Not sure this is the order in which hotplug is loading modules, but it solves my problem.
Hope this will help
mm4 did not solve my problem either. neither did using newer nvivia-driver. i just changed xorg.conf to use nv driver instead of nvidia to see if I can localize if its related to opengl at all. again, i apologize for my slowness in getting info, its not my machine, so I'm working around their schedule.
mm4 worked fine, but now mm6 is doing the smae thing.
Indeed, mm4 solved my issue, but it returned with mm6. However, I just tried 2.6.8-rc1 and so far it's been good.
new info. appears to hang arounf 3:08 to 3:15 am when using 2.6.7 (mm or g-d-s kernel) with (nv or nvidia video driver). I looked at crontab and at 3am there is an unattended backup using rdiff-backup via ssh. (one of three machines backup to this box, 2am, 3am, and 4am) when it hangs, its always at arounf 3am.
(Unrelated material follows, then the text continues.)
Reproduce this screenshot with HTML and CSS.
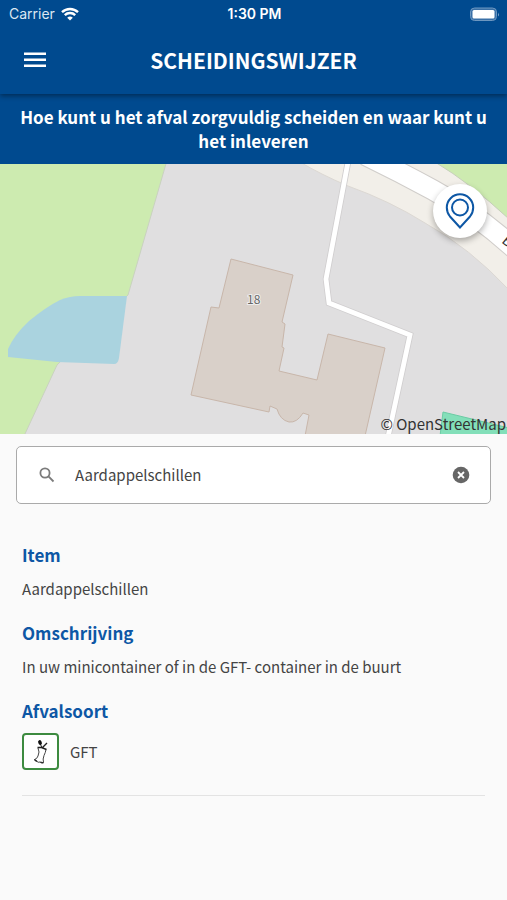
FILE: index.html
```html
<!DOCTYPE html>
<html lang="nl">
<head>
    <meta charset="UTF-8">
    <meta name="viewport" content="width=device-width, initial-scale=1.0">
    <title>Scheidingswijzer</title>
    <link rel="stylesheet" href="styles.css">
</head>
<body>
    <header class="header">
        <div class="status-bar">
            <div class="carrier">
                <span>Carrier</span>
                <svg width="18" height="14" viewBox="0 0 18 14" fill="none" stroke="#fff" stroke-width="2.4">
                    <path d="M1 5.2a11.5 11.5 0 0 1 16 0"/>
                    <path d="M3.8 8.2a7.4 7.4 0 0 1 10.4 0"/>
                    <path d="M9 13.6L6.2 10.8a4 4 0 0 1 5.6 0z" fill="#fff" stroke="none"/>
                </svg>
            </div>
            <span class="time">1:30 PM</span>
            <svg class="battery" width="31" height="15" viewBox="0 0 31 15">
                <rect x="1.5" y="1" width="26" height="12.5" rx="4" fill="#3a70a7" stroke="#6d97c0" stroke-width="1"/>
                <rect x="3.5" y="3" width="22" height="8.5" rx="1.5" fill="#fff"/>
                <path d="M29 5.500q1.800 2 0 4z" fill="#7fa3c8"/>
            </svg>
        </div>
        <div class="nav-bar">
            <button type="button" class="menu-button" aria-label="Menu">
                <svg width="24" height="18" viewBox="0 0 24 18" fill="#fff">
                    <path d="M1 1.500h22v2.400H1zM1 7.500h22v2.400H1zM1 13.500h22v2.400H1z"/>
                </svg>
            </button>
            <h1>SCHEIDINGSWIJZER</h1>
        </div>
    </header>

    <p class="intro">Hoe kunt u het afval zorgvuldig scheiden en waar kunt u het inleveren</p>

    <div class="map">
        <svg class="map-canvas" viewBox="0 0 507 270" preserveAspectRatio="xMidYMid slice">
            <rect width="507" height="270" fill="#e0dfe0"/>
            <!-- grass and water -->
            <path d="M-2 -2H166.500L128 131L57 201L24 272H-2z" fill="#cdebb0" stroke="#c9d2bf"/>
            <path d="M8 193V185Q14 171 29 157Q46 143 60 136Q70 132 80 132H127L119 194Q118 200 114 200L57 198z" fill="#aad3df"/>
            <!-- roads -->
            <path d="M300 -2Q320 10 348 22Q390 37 425 59Q470 84 509 126V-2z" fill="#f2efe9" stroke="#dcd8d3"/>
            <path d="M435 -2Q470 19 509 55V-2z" fill="#cdebb0" stroke="#c6cfba"/>
            <path d="M365 -9Q400 8 433 26Q475 49 515 85" fill="none" stroke="#d0cdca" stroke-width="21.500"/>
            <path d="M365 -9Q400 8 433 26Q475 49 515 85" fill="none" stroke="#fff" stroke-width="19.500"/>
            <path d="M348 -2L326 115L329 139L410 171L388 273" fill="none" stroke="#d0cecf" stroke-width="6.500"/>
            <path d="M348 -2L326 115L329 139L410 171L388 273" fill="none" stroke="#fff" stroke-width="4.800"/>
            <!-- buildings -->
            <path d="M231 95L293 111L282 158L285 160L282 183L284 184L279 207L317 216L328 170L385 184L365 272H305L309 251L303 249Q297 259 289 258Q280 256 277 245L270 242L269 248L191 231L211 143L219 144z" fill="#d9d0c9" stroke="#c8b6aa"/>
            <path d="M443 248L509 264V272H440z" fill="#83dfb9" stroke="#6bcba4"/>
            <text class="house-number" x="247" y="140">18</text>
            <text class="road-name" x="501" y="78" transform="rotate(40 501 78)">B</text>
        </svg>
        <button type="button" class="location-button" aria-label="Mijn locatie">
            <svg width="30" height="36" viewBox="0 0 30 36" fill="none" stroke="#0d57a5" stroke-width="2">
                <path d="M15 34.500L5 23.500Q1.800 19.500 1.800 14.500a13.200 13.200 0 0 1 26.400 0Q28.200 19.500 25 23.500z"/>
                <circle cx="15" cy="14.500" r="8"/>
            </svg>
        </button>
        <a class="attribution" href="#">© OpenStreetMap</a>
    </div>

    <main class="content">
        <form class="search">
            <svg width="16" height="16" viewBox="0 0 16 16" fill="none" stroke="#7b7b7b" stroke-width="1.800">
                <circle cx="6" cy="6" r="4.600"/>
                <path d="M9.200 9.200L14.500 14.500"/>
            </svg>
            <input type="text" class="search-input" aria-label="Zoek afval" value="Aardappelschillen">
            <button type="reset" class="clear-button" aria-label="Wissen">
                <svg width="18" height="18" viewBox="0 0 18 18">
                    <circle cx="9" cy="9" r="8.300" fill="#666"/>
                    <path d="M6 6L12 12M12 6L6 12" stroke="#fff" stroke-width="1.800"/>
                </svg>
            </button>
        </form>

        <section class="result">
            <h2>Item</h2>
            <p>Aardappelschillen</p>
            <h2>Omschrijving</h2>
            <p>In uw minicontainer of in de GFT- container in de buurt</p>
            <h2>Afvalsoort</h2>
            <div class="waste-type">
                <span class="waste-icon">
                    <svg width="18" height="26" viewBox="0 0 18 26" fill="none" stroke="#444" stroke-width="1">
                        <path d="M6 9Q8 13 6 17Q5 20 2.500 20.500Q2.500 22 4.500 22Q6 24 8 23Q10 25 11.500 23.500Q10.500 20 12 16.500Q13.500 13.500 14 10.500"/>
                        <path d="M5.500 8.500L9.500 8.500L14.500 10.500M10 9L15 4" stroke="#222" stroke-width="1.400"/>
                        <path d="M10 9L8 4" stroke="#222"/>
                        <ellipse cx="8" cy="3.500" rx="1.800" ry="2.500" fill="#111" stroke="none" transform="rotate(-20 8 3.500)"/>
                        <path d="M2.500 20.500L5 22.500M8.500 23L11.500 24" stroke="#222" stroke-width="1.300"/>
                    </svg>
                </span>
                <span>GFT</span>
            </div>
        </section>
    </main>
</body>
</html>
```
FILE: styles.css
```css
* {
    box-sizing: border-box;
}

body {
    margin: 0;
    background-color: #fafafa;
    color: #444;
    font-family: "Noto Sans CJK JP", "Noto Sans", sans-serif;
    font-size: 15px;
    line-height: 24px;
}

button {
    display: flex;
    align-items: center;
    justify-content: center;
    padding: 0;
    border: none;
    background: none;
    cursor: pointer;
}

h1, h2, p {
    margin: 0;
}

.header {
    position: relative;
    height: 94px;
    background-color: #004a8f;
    color: #fff;
    box-shadow: 0 2px 5px rgba(0, 0, 0, 0.4);
}

.status-bar {
    display: grid;
    grid-template-columns: 1fr auto 1fr;
    align-items: center;
    height: 28px;
    padding: 0 7px 0 9px;
    font-family: Inter, sans-serif;
    font-size: 14px;
}

.carrier {
    display: flex;
    align-items: center;
    gap: 6px;
    color: #dce7f2;
}

.time {
    font-weight: 600;
}

.battery {
    justify-self: end;
}

.nav-bar {
    display: grid;
    grid-template-columns: 24px 1fr 24px;
    align-items: center;
    height: 64px;
    padding: 0 23px;
}

.nav-bar h1 {
    font-size: 21px;
    font-weight: 700;
    text-align: center;
}

.intro {
    padding: 11px 16px;
    background-color: #004a8f;
    color: #fff;
    font-size: 17px;
    font-weight: 700;
    text-align: center;
}

.map {
    position: relative;
    height: 270px;
}

.map-canvas {
    display: block;
    width: 100%;
    height: 100%;
}

.house-number {
    font-size: 12px;
    fill: #666;
    stroke: #eee;
    stroke-width: 2px;
    paint-order: stroke;
}

.road-name {
    font-size: 14px;
    fill: #333;
}

.location-button {
    position: absolute;
    top: 20px;
    right: 20px;
    width: 54px;
    height: 54px;
    border-radius: 50%;
    background-color: #fff;
    box-shadow: 0 3px 6px rgba(0, 0, 0, 0.3);
}

.attribution {
    position: absolute;
    right: 1px;
    bottom: -2px;
    color: #333;
    text-decoration: none;
}

.content {
    padding: 12px 16px;
}

.search {
    display: flex;
    align-items: center;
    height: 58px;
    padding: 0 20px 0 22px;
    border: 1px solid #aaa;
    border-radius: 5px;
    background-color: #fff;
}

.search-input {
    flex: 1;
    min-width: 0;
    padding: 0 20px;
    border: none;
    outline: none;
    background: none;
    color: #444;
    font: inherit;
}

.result {
    margin: 39px 6px 0;
    padding-bottom: 25px;
    border-bottom: 1px solid #e3e3e3;
}

.result h2 {
    margin-bottom: 10px;
    color: #0d57a5;
    font-size: 17px;
    font-weight: 700;
}

.result p {
    margin-bottom: 20px;
}

.waste-type {
    display: flex;
    align-items: center;
    gap: 11px;
}

.waste-icon {
    display: flex;
    align-items: center;
    justify-content: center;
    width: 37px;
    height: 37px;
    border: 2px solid #3d8b40;
    border-radius: 4px;
    background-color: #fff;
}
```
anyone seen mention of ssh or ethernet woes with 2.6.7. I will swap 3am and 4am machine in crontab and see if error moves or stays.
It appears to lockup consistently when syncing up the portage tree. Look below, at 3:07am the sync stopped abruptly. This only happens with 2.6.7, 2.6.5 doesnt do this. There is a possibilty another workstation is syncing off this machine while it is syncing (bad, already changed that, should cause lockup though).
lol2 root # ls -l emerge.sync.log
-rw-r--r-- 1 root root 24656925 Jul 14 03:07 emerge.sync.log
lol2 root # tail emerge.sync.log
lol2 root #
Latest version available: 0.9.6
Latest version installed: 0.9.6
Size of downloaded files: 345 kB
Description: Flexible remote checksum-based differencing
Latest version available: 2.6.0-r2
Latest version installed: 2.6.0-r2
Size of downloaded files: 517 kB
Description: File transfer program to keep remote files into sync
my issues appear to be cleared up. I think it was a case of make oldconfig biting me. I had several incorrect/missing settings in my kernel .config. After straightening them out, I've had a stable 2.6.7-gentoo-r11 system.
Closing this bug, I have no problem with newer versions of the kernel.